Dale Collins, CAFM, fleet services supervisor for Fairfax Water in Virginia, faces an increasingly disturbing and familiar scenario in the next handful of years: Five of the eight people working in his two repair facilities will retire.
The good news is that his organization is “pretty attuned” to the so-called Silver Tsunami of aging baby boomers; a quarter of the organization will retire within the same time frame.
“So, we’ve been challenged to create some kind of succession plan,” Collins said, “to figure out the best way to approach this, so we can capture and transfer our institutional knowledge and technical expertise. Then have a good recruitment plan and hire top-notch technicians.”

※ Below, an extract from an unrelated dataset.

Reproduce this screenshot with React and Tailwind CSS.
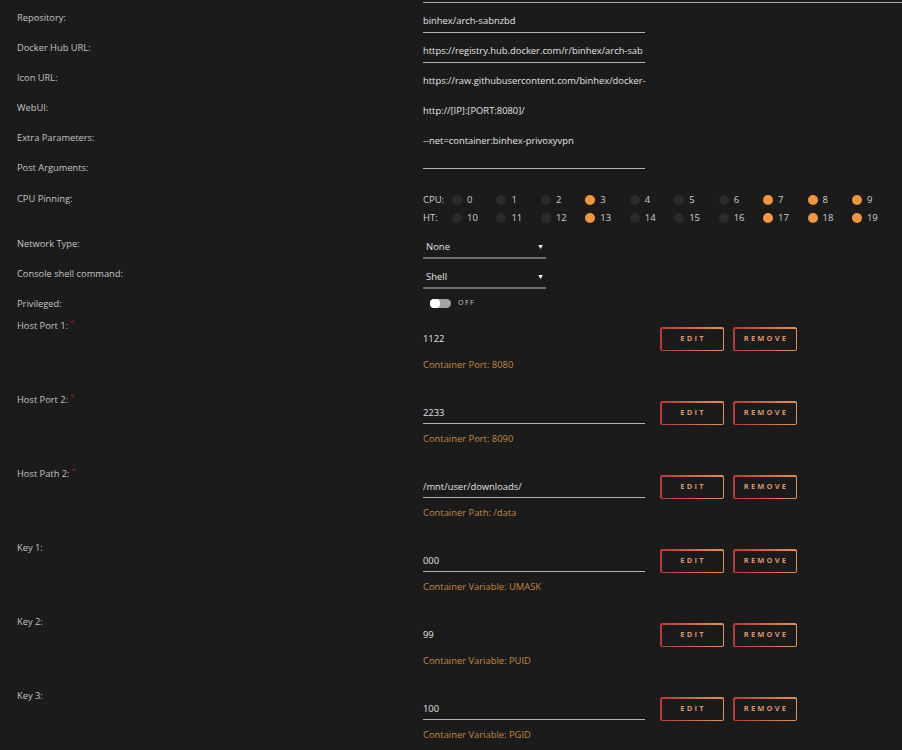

Ask anyone in literally any industry today, and the story is the same: There simply aren’t enough willing and able workers to handle the roles currently filled by the older set. It’s particularly tough in skilled labor; there can be misconceptions about salaries, opportunities and advancement possibilities. There also can be lack of awareness about the need to attract and train students long before they graduate high school. Due to the dearth of candidates, companies are having to take on employees at ground level – and bump up salaries and benefits.
“There’s been a complete shift,” said Lucas A. White, interim associate dean at Madison Area Technical College School of Applied Science, Engineering & Technology. “Organizations are desperate and can’t be as selective now. The industry has had to increase wages, knowing that they aren’t going to find somebody for $10 to $12 an hour. The students know they can get that in fast food, without a skill.”